### SET TASK
Look for "full" in each line of the entries, and return the matching lines.

### RECORDED DATA
• • • • • • •

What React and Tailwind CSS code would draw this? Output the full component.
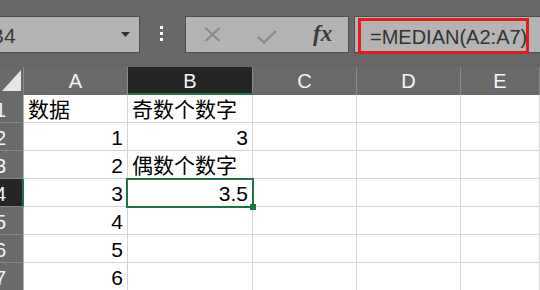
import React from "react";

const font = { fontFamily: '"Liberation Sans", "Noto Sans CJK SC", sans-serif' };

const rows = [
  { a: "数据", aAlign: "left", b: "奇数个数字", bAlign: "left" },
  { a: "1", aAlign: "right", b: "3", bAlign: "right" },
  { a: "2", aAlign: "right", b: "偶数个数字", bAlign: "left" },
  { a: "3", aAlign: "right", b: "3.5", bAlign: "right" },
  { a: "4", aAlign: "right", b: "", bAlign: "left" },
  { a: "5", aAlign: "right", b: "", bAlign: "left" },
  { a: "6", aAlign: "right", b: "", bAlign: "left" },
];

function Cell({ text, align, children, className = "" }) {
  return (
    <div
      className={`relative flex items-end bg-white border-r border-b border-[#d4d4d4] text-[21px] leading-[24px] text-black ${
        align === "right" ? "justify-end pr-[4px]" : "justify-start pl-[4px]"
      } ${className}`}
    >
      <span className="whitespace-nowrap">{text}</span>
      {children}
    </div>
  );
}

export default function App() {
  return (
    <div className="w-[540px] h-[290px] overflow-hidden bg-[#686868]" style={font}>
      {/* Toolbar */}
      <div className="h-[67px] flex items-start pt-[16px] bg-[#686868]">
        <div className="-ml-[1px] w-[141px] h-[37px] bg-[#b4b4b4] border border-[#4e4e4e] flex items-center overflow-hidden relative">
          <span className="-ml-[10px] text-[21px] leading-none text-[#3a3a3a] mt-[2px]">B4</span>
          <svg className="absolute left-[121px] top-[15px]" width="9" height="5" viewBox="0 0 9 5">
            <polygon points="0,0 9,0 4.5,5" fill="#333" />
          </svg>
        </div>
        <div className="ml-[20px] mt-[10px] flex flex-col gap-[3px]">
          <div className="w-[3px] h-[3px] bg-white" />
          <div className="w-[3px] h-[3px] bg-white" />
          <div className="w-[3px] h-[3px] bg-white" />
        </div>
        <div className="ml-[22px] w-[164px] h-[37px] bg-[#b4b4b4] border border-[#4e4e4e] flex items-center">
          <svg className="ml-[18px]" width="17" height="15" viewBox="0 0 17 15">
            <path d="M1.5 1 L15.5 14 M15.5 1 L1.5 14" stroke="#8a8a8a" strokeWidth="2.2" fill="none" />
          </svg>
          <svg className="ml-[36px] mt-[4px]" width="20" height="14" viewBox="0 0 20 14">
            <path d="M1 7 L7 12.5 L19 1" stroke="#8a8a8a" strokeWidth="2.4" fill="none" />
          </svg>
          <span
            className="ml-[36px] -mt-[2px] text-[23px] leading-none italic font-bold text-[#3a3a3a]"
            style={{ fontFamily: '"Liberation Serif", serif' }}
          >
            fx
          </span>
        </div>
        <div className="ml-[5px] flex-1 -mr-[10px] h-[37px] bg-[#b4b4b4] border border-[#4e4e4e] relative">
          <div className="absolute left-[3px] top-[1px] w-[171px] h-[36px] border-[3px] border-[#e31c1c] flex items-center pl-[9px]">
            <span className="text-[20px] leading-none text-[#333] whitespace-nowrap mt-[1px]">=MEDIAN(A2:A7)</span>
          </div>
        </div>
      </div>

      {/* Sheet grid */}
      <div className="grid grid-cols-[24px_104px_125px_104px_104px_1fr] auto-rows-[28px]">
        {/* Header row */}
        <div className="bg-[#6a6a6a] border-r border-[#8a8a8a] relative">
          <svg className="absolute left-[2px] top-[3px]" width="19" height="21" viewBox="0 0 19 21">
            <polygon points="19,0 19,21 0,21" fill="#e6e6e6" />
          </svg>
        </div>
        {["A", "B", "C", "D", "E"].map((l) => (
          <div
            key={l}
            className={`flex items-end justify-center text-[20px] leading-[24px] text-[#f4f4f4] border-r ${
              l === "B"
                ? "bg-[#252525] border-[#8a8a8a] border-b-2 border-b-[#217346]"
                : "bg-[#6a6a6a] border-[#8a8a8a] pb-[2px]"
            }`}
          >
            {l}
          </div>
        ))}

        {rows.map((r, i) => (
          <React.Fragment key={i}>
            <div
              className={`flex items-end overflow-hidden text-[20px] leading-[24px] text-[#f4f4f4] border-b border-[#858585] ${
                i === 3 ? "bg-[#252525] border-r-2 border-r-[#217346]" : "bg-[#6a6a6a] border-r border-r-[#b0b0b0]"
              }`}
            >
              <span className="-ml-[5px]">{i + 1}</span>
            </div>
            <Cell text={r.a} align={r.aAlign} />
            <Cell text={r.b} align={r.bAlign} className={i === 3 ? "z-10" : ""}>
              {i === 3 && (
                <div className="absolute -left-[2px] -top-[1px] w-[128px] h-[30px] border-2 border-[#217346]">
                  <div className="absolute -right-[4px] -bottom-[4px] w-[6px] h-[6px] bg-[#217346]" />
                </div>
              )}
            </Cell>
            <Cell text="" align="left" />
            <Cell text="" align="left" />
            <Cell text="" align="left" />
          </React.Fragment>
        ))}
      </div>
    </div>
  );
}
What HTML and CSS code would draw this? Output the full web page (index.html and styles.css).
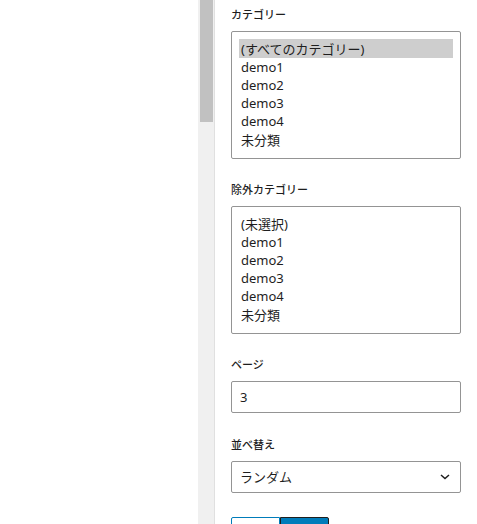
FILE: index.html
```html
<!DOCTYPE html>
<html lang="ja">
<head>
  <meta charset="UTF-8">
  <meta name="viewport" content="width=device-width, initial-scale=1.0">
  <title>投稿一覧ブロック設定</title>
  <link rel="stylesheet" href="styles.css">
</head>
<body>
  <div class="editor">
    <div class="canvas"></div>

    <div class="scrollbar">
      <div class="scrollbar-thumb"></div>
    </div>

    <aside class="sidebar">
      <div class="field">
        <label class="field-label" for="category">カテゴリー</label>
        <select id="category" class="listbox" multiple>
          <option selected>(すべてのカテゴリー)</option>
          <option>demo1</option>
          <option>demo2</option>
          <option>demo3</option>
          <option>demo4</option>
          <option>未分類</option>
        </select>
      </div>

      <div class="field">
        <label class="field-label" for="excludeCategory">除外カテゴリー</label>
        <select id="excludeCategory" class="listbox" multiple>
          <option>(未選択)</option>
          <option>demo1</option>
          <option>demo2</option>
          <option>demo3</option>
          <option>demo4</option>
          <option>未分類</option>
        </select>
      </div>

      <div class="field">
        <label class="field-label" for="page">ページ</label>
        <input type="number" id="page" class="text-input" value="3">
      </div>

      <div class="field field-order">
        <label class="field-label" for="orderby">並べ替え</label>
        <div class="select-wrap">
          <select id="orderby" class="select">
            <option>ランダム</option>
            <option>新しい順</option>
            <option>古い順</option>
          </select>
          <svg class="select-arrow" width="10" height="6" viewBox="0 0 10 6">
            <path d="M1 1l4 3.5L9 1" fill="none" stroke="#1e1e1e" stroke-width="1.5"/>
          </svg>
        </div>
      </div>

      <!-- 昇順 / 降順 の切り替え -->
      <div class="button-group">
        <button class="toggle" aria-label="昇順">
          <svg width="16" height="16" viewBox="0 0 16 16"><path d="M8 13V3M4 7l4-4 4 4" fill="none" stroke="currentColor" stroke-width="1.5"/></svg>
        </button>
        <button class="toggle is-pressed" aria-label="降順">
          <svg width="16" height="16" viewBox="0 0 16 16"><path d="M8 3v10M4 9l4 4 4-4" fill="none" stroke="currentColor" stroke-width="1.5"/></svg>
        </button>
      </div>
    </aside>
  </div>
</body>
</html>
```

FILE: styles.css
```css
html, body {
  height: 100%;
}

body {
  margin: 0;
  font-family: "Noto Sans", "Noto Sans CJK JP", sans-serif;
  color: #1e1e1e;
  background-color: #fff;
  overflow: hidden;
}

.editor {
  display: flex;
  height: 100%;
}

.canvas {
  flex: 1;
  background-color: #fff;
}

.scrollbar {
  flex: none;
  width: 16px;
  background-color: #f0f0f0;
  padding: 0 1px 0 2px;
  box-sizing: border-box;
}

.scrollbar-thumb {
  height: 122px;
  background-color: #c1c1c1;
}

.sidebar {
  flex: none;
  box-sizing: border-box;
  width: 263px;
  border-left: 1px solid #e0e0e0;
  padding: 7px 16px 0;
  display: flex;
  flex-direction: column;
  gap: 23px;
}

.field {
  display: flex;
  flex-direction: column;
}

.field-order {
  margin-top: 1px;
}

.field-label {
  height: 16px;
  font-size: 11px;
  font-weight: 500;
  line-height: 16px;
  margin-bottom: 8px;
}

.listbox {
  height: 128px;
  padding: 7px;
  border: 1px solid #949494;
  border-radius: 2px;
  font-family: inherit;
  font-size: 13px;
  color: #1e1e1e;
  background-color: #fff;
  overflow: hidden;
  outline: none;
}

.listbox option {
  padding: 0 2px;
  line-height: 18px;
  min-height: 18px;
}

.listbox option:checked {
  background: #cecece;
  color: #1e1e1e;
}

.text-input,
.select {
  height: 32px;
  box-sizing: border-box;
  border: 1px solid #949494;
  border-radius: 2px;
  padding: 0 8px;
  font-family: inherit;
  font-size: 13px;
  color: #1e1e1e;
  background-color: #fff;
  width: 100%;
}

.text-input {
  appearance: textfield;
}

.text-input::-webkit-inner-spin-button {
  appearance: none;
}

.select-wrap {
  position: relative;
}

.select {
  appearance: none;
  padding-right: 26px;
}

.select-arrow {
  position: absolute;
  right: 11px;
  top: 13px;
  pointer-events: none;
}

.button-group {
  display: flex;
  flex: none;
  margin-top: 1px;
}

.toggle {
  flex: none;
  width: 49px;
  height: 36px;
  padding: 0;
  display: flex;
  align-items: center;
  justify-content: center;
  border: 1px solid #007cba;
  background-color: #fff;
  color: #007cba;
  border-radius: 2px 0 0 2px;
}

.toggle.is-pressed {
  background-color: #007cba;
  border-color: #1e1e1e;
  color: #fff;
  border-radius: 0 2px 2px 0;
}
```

• • • • • • •

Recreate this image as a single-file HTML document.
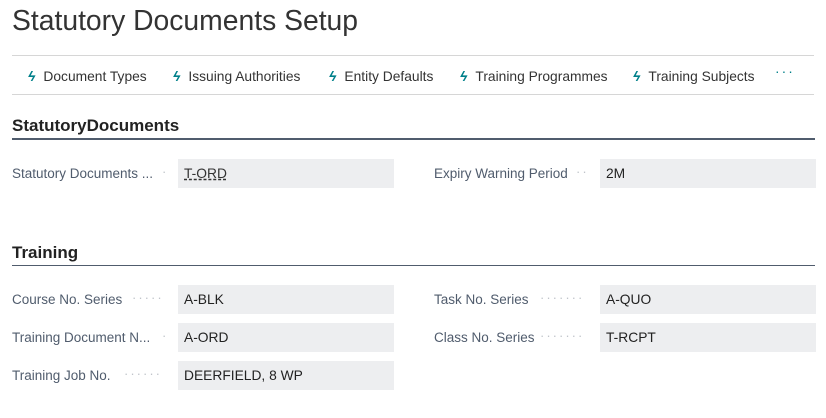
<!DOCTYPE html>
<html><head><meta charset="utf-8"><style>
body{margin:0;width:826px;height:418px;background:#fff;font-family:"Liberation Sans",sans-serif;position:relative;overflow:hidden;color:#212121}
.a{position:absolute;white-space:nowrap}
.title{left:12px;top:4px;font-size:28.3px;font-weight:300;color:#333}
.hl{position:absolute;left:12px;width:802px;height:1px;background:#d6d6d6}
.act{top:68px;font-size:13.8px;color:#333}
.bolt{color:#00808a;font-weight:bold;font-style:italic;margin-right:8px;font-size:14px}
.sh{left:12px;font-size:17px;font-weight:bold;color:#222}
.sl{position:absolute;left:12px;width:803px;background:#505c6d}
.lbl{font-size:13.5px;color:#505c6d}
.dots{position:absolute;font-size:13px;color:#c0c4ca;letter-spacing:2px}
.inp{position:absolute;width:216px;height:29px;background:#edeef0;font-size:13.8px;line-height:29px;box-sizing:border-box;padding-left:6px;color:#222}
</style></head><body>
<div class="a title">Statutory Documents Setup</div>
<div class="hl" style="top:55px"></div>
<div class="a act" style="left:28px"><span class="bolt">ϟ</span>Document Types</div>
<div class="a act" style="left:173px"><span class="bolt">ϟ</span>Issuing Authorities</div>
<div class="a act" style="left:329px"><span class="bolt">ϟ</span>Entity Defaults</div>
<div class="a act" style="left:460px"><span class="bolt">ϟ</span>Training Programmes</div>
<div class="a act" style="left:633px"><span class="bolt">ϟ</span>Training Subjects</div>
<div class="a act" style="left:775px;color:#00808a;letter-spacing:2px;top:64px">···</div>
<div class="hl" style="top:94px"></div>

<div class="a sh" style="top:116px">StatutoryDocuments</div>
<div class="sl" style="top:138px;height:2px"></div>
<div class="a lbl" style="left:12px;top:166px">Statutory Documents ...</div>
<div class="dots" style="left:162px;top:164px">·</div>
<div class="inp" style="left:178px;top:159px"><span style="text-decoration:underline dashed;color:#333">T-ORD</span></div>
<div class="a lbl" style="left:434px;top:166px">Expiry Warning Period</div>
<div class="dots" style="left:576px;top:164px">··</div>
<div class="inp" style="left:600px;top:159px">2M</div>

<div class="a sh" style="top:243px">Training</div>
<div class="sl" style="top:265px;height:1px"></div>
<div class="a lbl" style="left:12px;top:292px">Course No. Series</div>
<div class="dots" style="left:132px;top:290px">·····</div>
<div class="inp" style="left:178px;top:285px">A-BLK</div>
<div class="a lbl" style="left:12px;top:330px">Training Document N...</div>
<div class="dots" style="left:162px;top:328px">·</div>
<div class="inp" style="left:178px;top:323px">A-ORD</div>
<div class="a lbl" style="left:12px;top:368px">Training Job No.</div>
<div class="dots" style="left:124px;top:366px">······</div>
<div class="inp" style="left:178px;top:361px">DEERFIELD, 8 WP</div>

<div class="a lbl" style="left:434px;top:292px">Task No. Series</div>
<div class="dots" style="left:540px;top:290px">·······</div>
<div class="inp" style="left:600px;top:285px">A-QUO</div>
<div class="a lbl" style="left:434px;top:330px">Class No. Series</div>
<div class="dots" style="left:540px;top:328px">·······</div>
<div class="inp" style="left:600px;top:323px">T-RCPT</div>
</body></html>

• • • • • • •

### TASK SOLUTION
What React and Tailwind CSS code would draw this? Output the full component.
What HTML and CSS code would draw this? Output the full web page (index.html and styles.css).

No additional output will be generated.